In fact, economists are now using the term “K-shaped recovery” to describe the bifurcated fortunes of various economies.
While the downturn has decimated the tourism and travel industries, those offering essential services have managed to stay resilient. Some have even done better due to the pandemic.
Diversification ensures that your portfolio does not only contain companies that are adversely impacted by the crisis but also contains businesses that can survive and emerge stronger.
Examples of businesses that are suffering include Singapore Airlines Limited (SGX: C6L), Singapore Press Holdings Limited (SGX: T39) and Haw Par Corporation Ltd (SGX: H02).
The pandemic has decimated air travel, reduced spending on advertisements and disrupted the supply chains for the distribution of healthcare products.
On the other side, the crop of businesses that have done well includes glove manufacturer Riverstone Holdings Ltd (SGX: AP4), grocery retailer Sheng Siong Holdings Ltd (SGX: OV8) and test and handling solutions specialist AEM Holdings Ltd (SGX: AWX).
By owning a wide range of businesses, you increase the chances of including a resilient or thriving company within your portfolio that offsets the adverse impact of those that are not performing well.
Diversification is not just about reducing your risks, but it is also a way to capture opportunities.
The pandemic has accelerated the shift towards digitalisation, leading to a boom to a whole host of businesses in the space.
Companies with a strong online presence have also remained relatively unscathed.
Social media company Facebook (NASDAQ: FB) has continued to chalk up higher revenue and profits, all the while enjoying a boost in daily and monthly average users.
Rural lifestyle retailer Tractor Supply Company (NASDAQ: TSCO) just reported record third-quarter results with sales up 31.4% year on year.
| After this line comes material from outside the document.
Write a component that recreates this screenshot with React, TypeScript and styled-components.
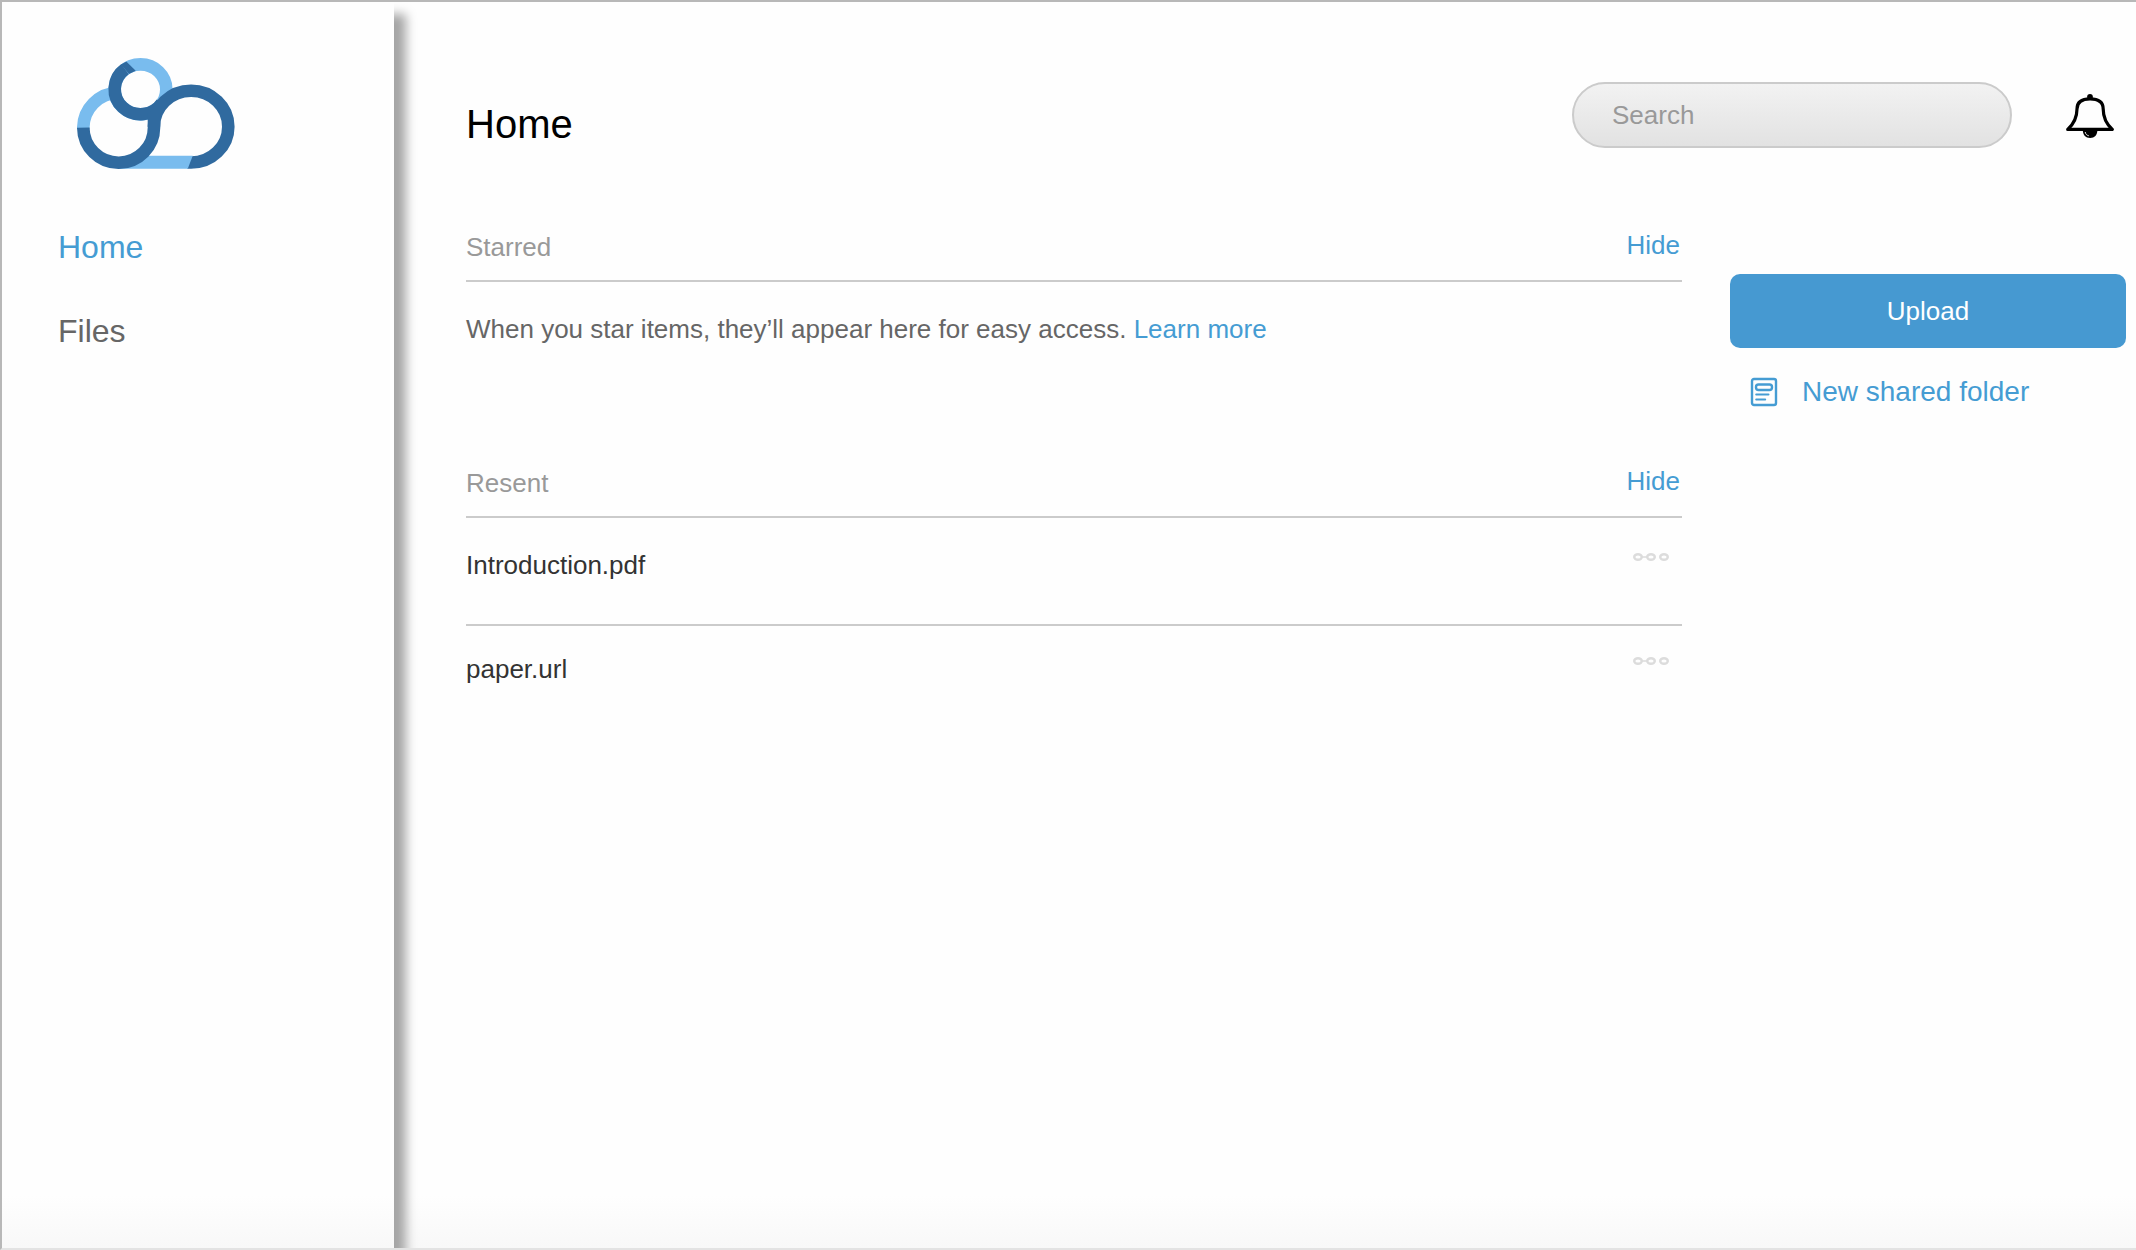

Net profit soared 56.1% year on year as more people focused on farming and gardening during the pandemic.
Meanwhile, Nike (NYSE: NKE), the sporting footwear and apparel giant, has leveraged on its digital presence to increase its digital sales by 82% year on year for its fiscal 2021 first quarter. Net income for the quarter rose 11% year on year.
And let’s not forget cloud-based companies such as Salesforce.com (NYSE: CRM). The customer relationship management software-as-a-service (SaaS) provider enjoyed a record-breaking quarter with its second-quarter revenue up 29% year on year.
Finally, diversification allows you to balance your investment objectives by giving you opportunities to invest in companies that fulfil different criteria.
Having spoken to a wide variety of investors over the years, I realised that most of them want to enjoy a combination of steady growth and passive income from their investments.
This combination of growth and dividends can be attained by owning stocks that offer different value propositions.
You can choose to buy newly-listed, loss-making companies such as Snowflake (NYSE: SNOW) and Asana (NYSE: ASAN) to capture the latest hot trend for cloud companies.
By sizing these positions smaller, you limit the amount you may lose and thus reduce overall portfolio risk accordingly.
These more speculative positions can be balanced by steady and consistent dividend payers such as Singapore Exchange Limited (SGX: S68) or REITs such as Mapletree Industrial Trust (SGX: N2IU).
The point here is to partake in the rewards that both categories of businesses provide through diversification, all the while controlling the risks through prudent position sizing.
Being diversified is just one part of the equation, though.
At The Smart Investor, we believe in investing for the long-term and letting our winners compound.
Diversification will allow you to own a wide range of businesses, not all of which are going to perform well.
Business conditions, randomness and occasional bad luck may result in some investments turning sour.
However, the long-term winners should more than make up for the duds and allow you to significantly grow your wealth over years.
All it takes is discipline and patience to stay the course and not falter.
Not even when a pandemic hits our shores.